Nice job!
But it's not I that I am denying you can draw an iso grid with 1 object or using tiles. My point was that if you wanted to make say a cube at the front and a cube at the back draw with a different blend mode (which interrupts draw pipeline), you would need to do it when drawing each one right? You have to turn it on and back off in each case when drawing whatever is at that coordinate. Unlike, say, a pure 2d game where the draw order is less important, you can't change your blend mode, group your 'items' or coords that need that blend mode together, and draw them together then reset your blend mode (which would mean you could draw 20 things with you rblend mode with only one switch), because then you lose the depth ordering that the isometric projection relies on. Because the one at the back needs to be drawn first (or have lowest depth), the one at the front last (or highest). If you see what I mean? I'm not sure if thats what OP was asking exactly though.
Oh I see what you mean now.
You mean that each "batch" must be drawn in seperate "batch" when you change blend mode, and because we need the previous ( bigger depth ) items to be drawn first in order for
blend to work correctly, we can't "batch" all items with same blend mode together.
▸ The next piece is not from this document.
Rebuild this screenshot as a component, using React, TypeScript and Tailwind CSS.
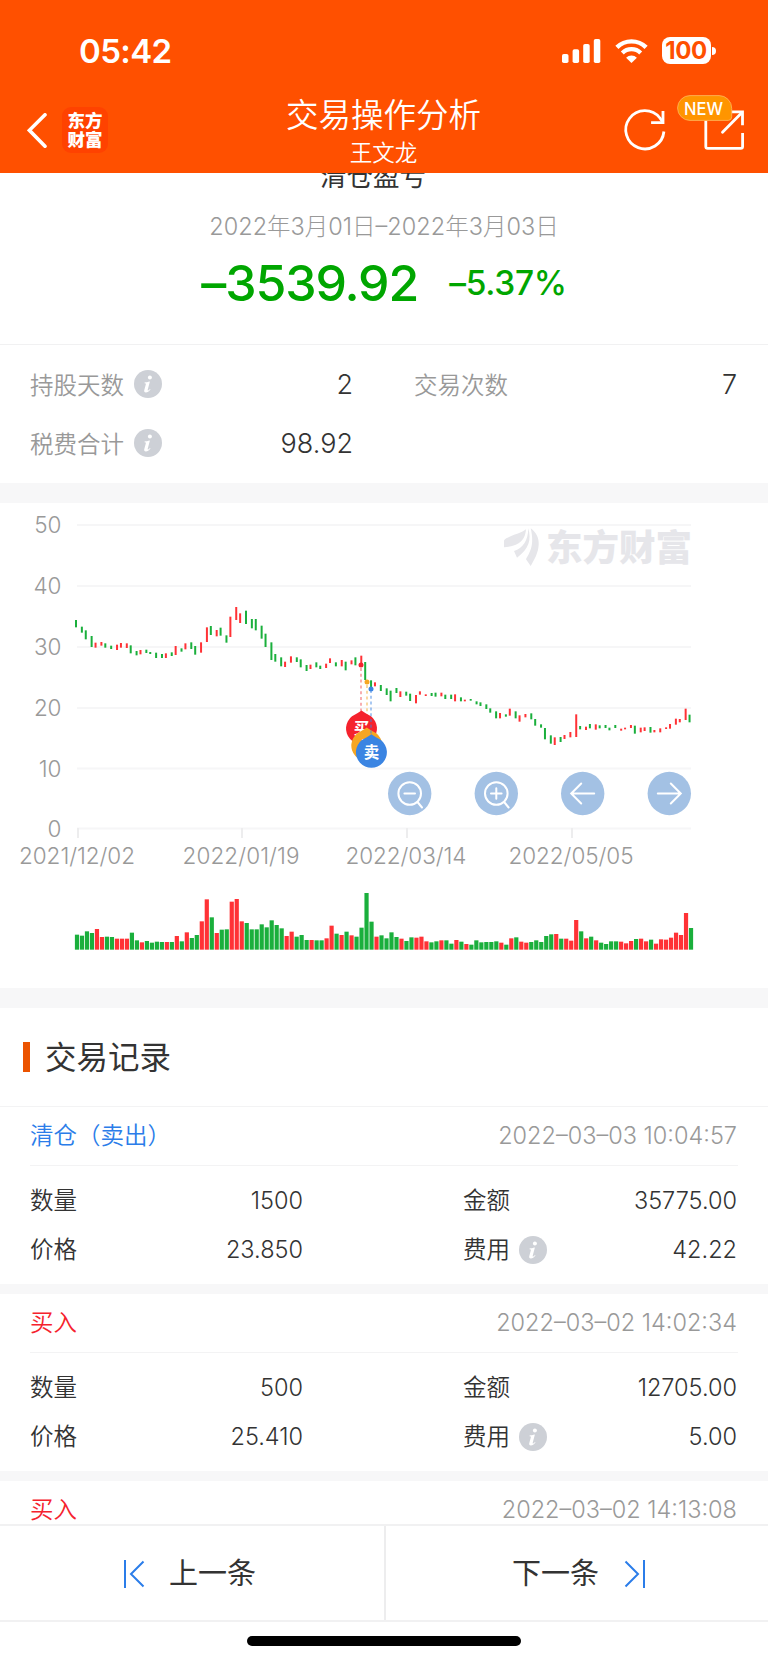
import clsx from "clsx";
import type { PropsWithChildren } from "react";
import React from "react";

type Kind = "r" | "g" | "x";

// [high, low, volume top, kind], in thirds of a pixel inside the chart.
// "x" closed up while its volume bar is drawn as a falling day.
const days: [number, number, number, Kind][] = [
  [360, 382, 194, "g"], [380, 398, 197, "g"], [391, 418, 184, "g"], [408, 441, 189, "g"],
  [428, 443, 177, "r"], [426, 437, 201, "r"], [430, 443, 200, "g"], [437, 447, 201, "g"],
  [434, 450, 206, "r"], [429, 443, 206, "r"], [430, 444, 206, "r"], [436, 460, 188, "g"],
  [453, 466, 211, "g"], [450, 463, 217, "r"], [449, 459, 213, "g"], [456, 462, 218, "g"],
  [458, 474, 215, "g"], [462, 474, 216, "g"], [460, 474, 216, "r"], [457, 468, 216, "g"],
  [438, 465, 198, "r"], [445, 455, 214, "g"], [430, 448, 187, "r"], [427, 447, 204, "g"],
  [438, 464, 195, "g"], [427, 458, 154, "r"], [382, 426, 88, "r"], [378, 405, 142, "g"],
  [390, 409, 189, "r"], [383, 407, 179, "g"], [406, 428, 178, "g"], [350, 411, 95, "r"],
  [321, 360, 87, "r"], [340, 369, 154, "r"], [332, 372, 159, "g"], [357, 385, 178, "g"],
  [357, 391, 178, "g"], [377, 416, 163, "g"], [401, 441, 172, "g"], [427, 480, 151, "g"],
  [462, 485, 165, "g"], [472, 499, 175, "g"], [485, 501, 198, "r"], [469, 488, 185, "r"],
  [472, 486, 200, "g"], [478, 502, 195, "g"], [495, 513, 210, "g"], [494, 507, 210, "r"],
  [487, 502, 211, "g"], [497, 507, 211, "g"], [491, 504, 205, "r"], [475, 489, 167, "r"],
  [487, 499, 191, "g"], [480, 499, 195, "r"], [485, 511, 185, "g"], [481, 493, 196, "r"],
  [472, 496, 200, "g"], [467, 497, 173, "x"], [486, 540, 69, "g"], [541, 567, 155, "g"],
  [547, 559, 200, "r"], [555, 573, 196, "g"], [565, 585, 205, "g"], [572, 604, 187, "g"],
  [564, 579, 201, "g"], [574, 591, 206, "r"], [575, 587, 213, "g"], [581, 603, 202, "g"],
  [585, 610, 203, "r"], [574, 584, 200, "r"], [583, 588, 214, "r"], [579, 588, 217, "g"],
  [578, 590, 214, "g"], [578, 589, 211, "r"], [584, 597, 211, "g"], [584, 597, 221, "g"],
  [583, 604, 210, "r"], [592, 604, 215, "g"], [599, 604, 222, "r"], [597, 602, 224, "g"],
  [604, 613, 211, "g"], [607, 618, 217, "g"], [613, 627, 216, "g"], [625, 638, 216, "g"],
  [634, 655, 214, "g"], [639, 655, 218, "r"], [643, 650, 224, "g"], [626, 647, 205, "r"],
  [634, 655, 202, "g"], [646, 665, 215, "r"], [642, 652, 218, "r"], [640, 658, 216, "g"],
  [657, 677, 211, "g"], [673, 683, 216, "g"], [684, 718, 198, "g"], [706, 731, 193, "g"],
  [712, 735, 192, "r"], [711, 726, 206, "g"], [705, 717, 206, "r"], [696, 712, 212, "r"],
  [643, 711, 150, "r"], [678, 688, 184, "g"], [680, 690, 205, "r"], [672, 685, 200, "g"],
  [673, 689, 211, "r"], [676, 685, 218, "g"], [675, 684, 222, "g"], [683, 691, 214, "g"],
  [675, 684, 214, "g"], [686, 692, 215, "r"], [683, 688, 220, "r"], [675, 684, 213, "r"],
  [677, 701, 207, "g"], [683, 697, 206, "r"], [682, 693, 214, "r"], [681, 698, 209, "g"],
  [690, 697, 221, "r"], [685, 697, 208, "r"], [682, 687, 209, "r"], [672, 686, 203, "r"],
  [656, 674, 188, "r"], [657, 667, 195, "r"], [626, 660, 129, "r"], [644, 667, 174, "g"],
];

const axisRows = [
  { label: "50", y: 22 },
  { label: "40", y: 83 },
  { label: "30", y: 144 },
  { label: "20", y: 205 },
  { label: "10", y: 265.5 },
  { label: "0", y: 325.5 },
];

const axisDates = [
  { label: "2021/12/02", x: 78, width: 116 },
  { label: "2022/01/19", x: 242, width: 117 },
  { label: "2022/03/14", x: 407, width: 121 },
  { label: "2022/05/05", x: 572, width: 125 },
];

const records = [
  {
    title: "清仓（卖出）",
    color: "text-[#2b7de9]",
    time: "2022–03–03 10:04:57",
    quantity: "1500",
    amount: "35775.00",
    price: "23.850",
    fee: "42.22",
  },
  {
    title: "买入",
    color: "text-[#f5222d]",
    time: "2022–03–02 14:02:34",
    quantity: "500",
    amount: "12705.00",
    price: "25.410",
    fee: "5.00",
  },
  {
    title: "买入",
    color: "text-[#f5222d]",
    time: "2022–03–02 14:13:08",
    quantity: "500",
    amount: "12850.00",
    price: "25.700",
    fee: "5.00",
  },
];

function InfoIcon({ className }: { className?: string }) {
  return (
    <svg className={clsx("size-7 shrink-0", className)} viewBox="0 0 28 28">
      <circle cx="14" cy="14" r="14" fill="#cdd0d6" />
      <circle cx="15.9" cy="7.6" r="2" fill="#fff" />
      <path
        d="M10.6 12.4c1.700 0 3.100-.4 5.300-.9l-2.200 8.300c-.2.9.4.9 2.300-.9l.5.5c-1.600 2-3 3-4.600 3-1.500 0-2-1-1.600-2.500l1.500-5.500c.2-.9-.2-1.100-1.400-1.200z"
        fill="#fff"
      />
    </svg>
  );
}

function StatusBar() {
  return (
    <div className="flex h-[88px] items-start justify-between pl-[79px] pr-[52px] pt-[31px]">
      <span className="text-[33px] font-semibold leading-[40px] tracking-[-0.6px]">05:42</span>
      <div className="flex pt-[6px]">
        <svg className="mr-[14px] mt-[2px] h-[24px] w-[39px]" viewBox="0 0 39 24" fill="#fff">
          <rect x="0" y="15" width="6.500" height="9" rx="1.800" />
          <rect x="10.600" y="10.300" width="6.500" height="13.700" rx="1.800" />
          <rect x="21.200" y="5" width="6.500" height="19" rx="1.800" />
          <rect x="31.800" y="0" width="6.500" height="24" rx="1.800" />
        </svg>
        <svg className="mr-[14px] mt-[2px] h-[24px] w-[33px]" viewBox="0 0 33 24" fill="none" stroke="#fff">
          <path d="M1.900 8.400a20.800 20.800 0 0 1 29.200 0" strokeWidth="4.400" />
          <path d="M7.300 14a13 13 0 0 1 18.400 0" strokeWidth="4.200" />
          <path d="M16.500 24l-5.400-5.300a7.700 7.700 0 0 1 10.800 0z" fill="#fff" stroke="none" />
        </svg>
        <div className="flex h-[27px] w-[49px] items-center justify-center rounded-[8px] bg-white text-[24px] font-bold leading-none tracking-[-0.4px] text-[#ff5000]">
          100
        </div>
        <div className="ml-[1.500px] mt-[10px] h-[8px] w-[4px] rounded-r-full bg-white" />
      </div>
    </div>
  );
}

function NavBar() {
  return (
    <div className="flex h-[85px] justify-between pl-[27px] pr-[24px]">
      <div className="flex w-[226px] items-start pt-[19px]">
        <svg className="mt-[6px] h-[36px] w-[21px]" viewBox="0 0 21 36" fill="none" stroke="#fff" strokeWidth="3.600">
          <path d="M18 1.800L2.400 17.300 18 33.200" strokeLinecap="round" />
        </svg>
        <div className="ml-[14px] flex size-[46px] flex-col items-center justify-center rounded-[9px] bg-[#ff4200] text-[17.500px] font-black leading-[19px]">
          <span>东方</span>
          <span>财富</span>
        </div>
      </div>
      <div className="-ml-[4px] flex flex-col items-center pt-[8px] font-[350]">
        <h1 className="text-[32.500px] leading-[40px]">交易操作分析</h1>
        <p className="text-[22.500px] leading-[34px]">王文龙</p>
      </div>
      <div className="flex w-[226px] justify-end">
        <svg className="h-[72px] w-[124px]" viewBox="620 88 124 72" fill="none" stroke="#fff" strokeWidth="2.800">
          <path d="M663.900 131.500a19.100 19.100 0 1 1-4-13.500l3.100 4.500" />
          <path d="M663 111v11.600h-11.900" />
          <path d="M705.800 118v28.500q0 1.900 1.900 1.900h33q1.900 0 1.900-1.900V133" />
          <path d="M729 111.800h13.500v13.400" />
          <path d="M741.500 113L722.500 132.300" strokeLinecap="round" />
          <path
            d="M690 95.600h29a12.700 12.700 0 0 1 12.700 12.700v8.500q0 3.600-3.600 3.600H690a12.400 12.400 0 0 1 0-24.800z"
            fill="#ff9500"
            stroke="#ffab4d"
            strokeWidth="1"
          />
          <text x="703.500" y="114.600" fill="#fff" stroke="none" fontSize="17.500" fontWeight="500" textAnchor="middle" textLength="39" lengthAdjust="spacingAndGlyphs">
            NEW
          </text>
        </svg>
      </div>
    </div>
  );
}

function Summary() {
  return (
    <section>
      <div className="flex h-[172px] flex-col items-center border-b-[1.500px] border-[#f1f1f2]">
        <h2 className="-mt-[11px] mr-[22px] h-[28px] text-[26.500px] leading-[28px]">清仓盈亏</h2>
        <p className="mt-[20px] text-[23.500px] font-light leading-[34px] text-[#999]">
          2022年3月01日–2022年3月03日
        </p>
        <div className="mt-[14px] flex items-center font-medium text-[#00a600]">
          <span className="text-[50px] leading-[50px] tracking-[-1.100px]">–3539.92</span>
          <span className="ml-[31px] text-[33.500px] leading-[50px] tracking-[-0.300px]">–5.37%</span>
        </div>
      </div>
      <div className="grid h-[138px] grid-cols-2 content-start pt-[11px] text-[23.500px] font-[350] text-[#999]">
        <div className="flex h-[59px] items-center pl-[30px] pr-[31px]">
          持股天数
          <InfoIcon className="mb-1 ml-[10px]" />
          <span className="ml-auto text-[27px] text-[#333]">2</span>
        </div>
        <div className="flex h-[59px] items-center pl-[30px] pr-[31px]">
          交易次数
          <span className="ml-auto text-[27px] text-[#333]">7</span>
        </div>
        <div className="flex h-[59px] items-center pl-[30px] pr-[31px]">
          税费合计
          <InfoIcon className="mb-1 ml-[10px]" />
          <span className="ml-auto text-[27px] text-[#333]">98.92</span>
        </div>
      </div>
    </section>
  );
}

function Pin({ x, y, color, label }: { x: number; y: number; color: string; label: string }) {
  return (
    <g transform={`translate(${x} ${y})`}>
      <path d="M0-18c2 1.500 6 3.600 9.500 5.800A15.500 15.500 0 1 1-9.500-12.200C-6-14.400-2-16.500 0-18z" fill={color} />
      <text y="5.500" fill="#fff" fontSize="15.500" fontWeight="700" textAnchor="middle">
        {label}
      </text>
    </g>
  );
}

function ChartButton({ x, children }: PropsWithChildren<{ x: number }>) {
  return (
    <g transform={`translate(${x} 290.500)`} fill="none" stroke="#fff" strokeWidth="2" strokeLinecap="round">
      <circle r="21.700" fill="#a3c1e4" stroke="none" />
      {children}
    </g>
  );
}

function PriceChart() {
  return (
    <svg className="block h-[485px] w-full" viewBox="0 0 768 485">
      {axisRows.map((row) => (
        <g key={row.label}>
          <rect x="77" y={row.y - 1} width="614" height="2" fill="#f6f6f7" />
          <text x="61" y={row.y + 8.300} fill="#999" fontSize="22.500" fontWeight="300" textAnchor="end" letterSpacing="-0.3">
            {row.label}
          </text>
        </g>
      ))}
      {axisDates.map((date) => (
        <g key={date.label}>
          <rect x={date.x - 1} y="325" width="2" height="10" fill="#ededee" />
          <text
            x={date.x - date.width / 2 - 1}
            y="360.500"
            fill="#999"
            fontSize="22.500"
            fontWeight="300"
            textLength={date.width}
          >
            {date.label}
          </text>
        </g>
      ))}

      {/* watermark */}
      <g fill="#e6e6ea">
        <path d="M526 26.300C520 31 507 33 504 37.500L504 44.300C514 43.500 525 41 526 26.300z" />
        <path d="M528.300 25.300C531.500 37 529 46 517 54.700L514 48C523 45 528 38 528.300 25.300z" />
        <path d="M530.700 25.300C536 29 539 35 538.700 41C538.500 50 534 57 530.700 63L526 56.300C529 50 535 44 530.700 25.300z" />
        <text x="546" y="58" fontSize="36.500" fontWeight="900" textLength="146">
          东方财富
        </text>
      </g>

      {days.map(([high, low, volume, kind], i) => (
        <g key={i}>
          <rect
            x={75 + Math.floor(i * 2.555 + 0.6) * 1.954}
            y={high / 3 - 3}
            width="2"
            height={(low - high) / 3}
            fill={kind === "g" ? "#1aaf3c" : "#ff3236"}
          />
          <rect
            x={74.900 + i * 4.992}
            y={367 + volume / 3}
            width="4.200"
            height={(239 - volume) / 3}
            fill={kind === "r" ? "#ff3236" : "#1aaf3c"}
          />
        </g>
      ))}

      <g strokeWidth="1.600" strokeDasharray="3 2.800">
        <path d="M361 165v45" stroke="#f79a9d" />
        <path d="M367 182v45" stroke="#f8d08c" />
      </g>
      <circle cx="361" cy="162" r="2.500" fill="#f5222d" />
      <circle cx="367" cy="179" r="2.500" fill="#f6a623" />
      <circle cx="371" cy="186" r="2.500" fill="#3a84e2" />
      <Pin x={361.500} y={225.500} color="#f5222d" label="买" />
      <Pin x={366.800} y={242.500} color="#f6a623" label="T" />
      <path d="M371 187v45" stroke="#3a84e2" strokeOpacity="0.550" strokeWidth="1.600" strokeDasharray="3 2.800" />
      <Pin x={371.400} y={249.300} color="#3a84e2" label="卖" />

      <ChartButton x={409.700}>
        <circle r="11.300" />
        <path d="M-5.300 0h10.600M7.800 8.500l4.500 5.500" />
      </ChartButton>
      <ChartButton x={496.300}>
        <circle r="11.300" />
        <path d="M-5.300 0h10.600M0-5.300v10.600M7.800 8.500l4.500 5.500" />
      </ChartButton>
      <ChartButton x={582.700}>
        <path d="M11.500 0h-23M-1.500-10l-10 10 10 10" />
      </ChartButton>
      <ChartButton x={669.300}>
        <path d="M-11.500 0h23M1.500-10l10 10-10 10" />
      </ChartButton>
    </svg>
  );
}

function RecordCard({ record }: { record: (typeof records)[number] }) {
  return (
    <article className="h-[187px] border-b-[10px] border-[#f7f7f8] px-[30px] text-[23.500px] font-[350] text-[#333]">
      <div className="flex h-[59px] items-center justify-between border-b-[1.500px] border-[#f3f3f4] pr-px">
        <span className={record.color}>{record.title}</span>
        <span className="font-light text-[#999]">{record.time}</span>
      </div>
      <div className="grid grid-cols-[273px_274px] justify-between pr-px pt-[10px]">
        <div className="flex h-[49px] items-center justify-between">
          数量 <span>{record.quantity}</span>
        </div>
        <div className="flex h-[49px] items-center justify-between">
          金额 <span>{record.amount}</span>
        </div>
        <div className="flex h-[49px] items-center justify-between">
          价格 <span>{record.price}</span>
        </div>
        <div className="flex h-[49px] items-center">
          费用
          <InfoIcon className="ml-[9px]" />
          <span className="ml-auto">{record.fee}</span>
        </div>
      </div>
    </article>
  );
}

function FooterNav() {
  return (
    <footer className="h-[139px] shrink-0 bg-white">
      <div className="flex h-[98px] border-y-2 border-[#f1f1f2] text-[29px] text-[#333]">
        <button className="flex flex-1 items-center border-r-2 border-[#ededee] pl-[123px] pt-[2px]">
          <svg className="mr-[24px] h-[28px] w-[22px]" viewBox="0 0 22 28" fill="none" stroke="#2b7de9" strokeWidth="2">
            <path d="M2 0v28M20.500 1.500L8 14l12.500 12.500" />
          </svg>
          上一条
        </button>
        <button className="flex flex-1 items-center justify-end pr-[122px] pt-[2px]">
          下一条
          <svg className="ml-[25px] h-[28px] w-[22px]" viewBox="0 0 22 28" fill="none" stroke="#2b7de9" strokeWidth="2">
            <path d="M20 0v28M1.500 1.500L14 14 1.500 26.500" />
          </svg>
        </button>
      </div>
      <div className="mx-auto mt-[14px] h-[10px] w-[274px] rounded-full bg-black" />
    </footer>
  );
}

export default function App() {
  return (
    <div className="flex h-[1663px] w-[768px] flex-col overflow-hidden bg-white font-['Inter','Noto_Sans_CJK_SC',sans-serif] text-[#333]">
      <header className="h-[173px] shrink-0 bg-[#ff5000] text-white">
        <StatusBar />
        <NavBar />
      </header>
      <main className="min-h-0 flex-1 overflow-hidden">
        <Summary />
        <div className="h-[20px] bg-[#f7f7f8]" />
        <PriceChart />
        <div className="h-[20px] bg-[#f7f7f8]" />
        <section>
          <div className="flex h-[99px] items-center border-b-[1.500px] border-[#f3f3f4] pl-[23px]">
            <span className="h-[30px] w-[7px] bg-[#eb5300]" />
            <h2 className="ml-[15px] pt-[2px] text-[31.500px]">交易记录</h2>
          </div>
          {records.map((record) => (
            <RecordCard key={record.time} record={record} />
          ))}
        </section>
      </main>
      <FooterNav />
    </div>
  );
}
I think I understood what you meant now.
Well there is something I don't understand right now... how in the hell would sending a couple of 2d blendng stuff to the video card lag your game then?
I don't think the problem comes from the actual blending problem. In such case I would think it actually comes from the way you draw stuff or the number of
objects ( this is my current prefered hypothesis ) running in the room at the same time.
If you run this: draw_text( 16, 16, string( instance_count( all ) ) )
how many instances are in the room?
If the number is higher than 60, you're game is not optimal.
If the number is higher than 100, you're game is currently running slower than it should
if the number is even higher, than something's wrong lol.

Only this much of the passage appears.